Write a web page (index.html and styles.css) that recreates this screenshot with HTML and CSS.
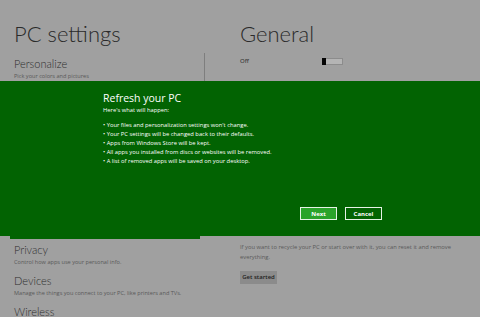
FILE: index.html
```html
<!DOCTYPE html>
<html lang="en">
<head>
    <meta charset="UTF-8">
    <title>PC settings</title>
    <link rel="stylesheet" href="styles.css">
</head>
<body>
<div class="page">
    <div class="nav">
        <h1 class="title">PC settings</h1>
        <div class="nav-list">
            <div class="nav-item">
                <span class="nav-name">Personalize</span>
                <span class="nav-desc">Pick your colors and pictures</span>
            </div>
            <div class="nav-item">
                <span class="nav-name">Users</span>
                <span class="nav-desc">Manage your account</span>
            </div>
            <div class="nav-item">
                <span class="nav-name">Notifications</span>
                <span class="nav-desc">Choose what apps can notify you</span>
            </div>
            <div class="nav-item">
                <span class="nav-name">Search</span>
                <span class="nav-desc">Choose what apps to search</span>
            </div>
            <div class="nav-item">
                <span class="nav-name">Share</span>
                <span class="nav-desc">Choose how to share</span>
            </div>
            <div class="nav-item selected">
                <span class="nav-name">General</span>
                <span class="nav-desc">Time, language, storage</span>
            </div>
            <div class="nav-item">
                <span class="nav-name">Privacy</span>
                <span class="nav-desc">Control how apps use your personal info.</span>
            </div>
            <div class="nav-item">
                <span class="nav-name">Devices</span>
                <span class="nav-desc">Manage the things you connect to your PC, like printers and TVs.</span>
            </div>
            <div class="nav-item">
                <span class="nav-name">Wireless</span>
                <span class="nav-desc">Turn wireless on or off</span>
            </div>
            <div class="scrollbar"></div>
        </div>
    </div>
    <div class="content">
        <h1 class="title">General</h1>
        <div class="setting">
            <span class="setting-value">Off</span>
            <span class="toggle"><span class="thumb"></span></span>
        </div>
        <div class="hidden-block"></div>
        <p class="reset-text">If you want to recycle your PC or start over with it, you can reset it and remove everything.</p>
        <button class="gray-button">Get started</button>
    </div>
</div>

<div class="dialog">
    <div class="dialog-body">
        <h2 class="dialog-title">Refresh your PC</h2>
        <p class="dialog-intro">Here's what will happen:</p>
        <ul class="dialog-list">
            <li>Your files and personalization settings won't change.</li>
            <li>Your PC settings will be changed back to their defaults.</li>
            <li>Apps from Windows Store will be kept.</li>
            <li>All apps you installed from discs or websites will be removed.</li>
            <li>A list of removed apps will be saved on your desktop.</li>
        </ul>
        <div class="dialog-buttons">
            <button class="dlg-button primary">Next</button>
            <button class="dlg-button">Cancel</button>
        </div>
    </div>
</div>
</body>
</html>
```

FILE: styles.css
```css
body {
    margin: 0;
    background: #a0a0a0;
    font-family: "Open Sans", Arial, sans-serif;
    color: #333;
    width: 480px;
    height: 317px;
    overflow: hidden;
    position: relative;
}
.page {
    display: flex;
}
.nav {
    width: 230px;
    padding-left: 10px;
}
.content {
    width: 220px;
    padding-left: 0;
}
.title {
    font-family: "Lato", "Open Sans", sans-serif;
    font-weight: 300;
    font-size: 22px;
    line-height: 28px;
    margin: 20px 0 0 4px;
    color: #2a2a2a;
}
.content .title {
    margin-left: 0;
}
.nav-list {
    position: relative;
    margin-top: 7px;
    width: 190px;
}
.nav-item {
    display: flex;
    flex-direction: column;
    height: 29px;
    box-sizing: border-box;
    padding: 1px 4px 3px;
    margin-bottom: 2px;
}
.nav-item.selected {
    background: #026302;
}
.nav-name {
    font-family: "Lato", "Open Sans", sans-serif;
    font-weight: 300;
    font-size: 11px;
    line-height: 16px;
    color: #2e2e2e;
}
.nav-desc {
    font-size: 5.6px;
    line-height: 9px;
    color: #595959;
    white-space: nowrap;
}
.scrollbar {
    position: absolute;
    left: 194px;
    top: -2px;
    width: 1px;
    height: 60px;
    background: #7e7e7e;
}
.setting {
    display: flex;
    align-items: center;
    margin-top: 9px;
    height: 8px;
}
.setting-value {
    font-size: 6px;
    color: #222;
    width: 82px;
}
.toggle {
    display: inline-block;
    width: 21px;
    height: 7px;
    background: #b4b4b4;
    border: 1px solid #8c8c8c;
    box-sizing: border-box;
    position: relative;
}
.thumb {
    position: absolute;
    left: -1px;
    top: -1px;
    width: 4px;
    height: 7px;
    background: #050505;
}
.hidden-block {
    height: 178px;
}
.reset-text {
    font-size: 5.8px;
    line-height: 9.5px;
    color: #5a5a5a;
    margin: 0;
    width: 220px;
}
.gray-button {
    margin-top: 7px;
    font-family: "Open Sans", Arial, sans-serif;
    font-size: 6px;
    font-weight: 600;
    color: #1e1e1e;
    background: #8b8b8b;
    border: none;
    width: 37px;
    height: 13px;
    padding: 0;
}
.dialog {
    position: absolute;
    left: 0;
    top: 81px;
    width: 480px;
    height: 155px;
    background: #026302;
    color: #fff;
}
.dialog-body {
    width: 280px;
    margin-left: 103px;
    display: flex;
    flex-direction: column;
}
.dialog-title {
    font-family: "Open Sans", Arial, sans-serif;
    font-weight: 400;
    font-size: 10.5px;
    line-height: 14px;
    margin: 10px 0 0;
}
.dialog-intro {
    font-size: 5.8px;
    line-height: 9px;
    margin: 1px 0 0;
}
.dialog-list {
    list-style: none;
    margin: 6px 0 0;
    padding: 0;
    font-size: 5.8px;
    line-height: 9.1px;
}
.dialog-list li::before {
    content: "\2022  ";
    white-space: pre;
}
.dialog-buttons {
    display: flex;
    justify-content: flex-end;
    gap: 8px;
    margin-top: 41px;
    padding-right: 1px;
}
.dlg-button {
    width: 37px;
    height: 13px;
    padding: 0;
    font-family: "Open Sans", Arial, sans-serif;
    font-size: 6px;
    font-weight: 700;
    color: #fff;
    background: #026302;
    border: 1px solid #e6f2e6;
}
.dlg-button.primary {
    background: #2aa32a;
}
```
++++++++
• Aim of the exercise
Identify every line above with the string "page" in it. Copy those lines.

• Correct output
Write a web page (index.html and styles.css) that recreates this screenshot with HTML and CSS.
<div class="page">
.page {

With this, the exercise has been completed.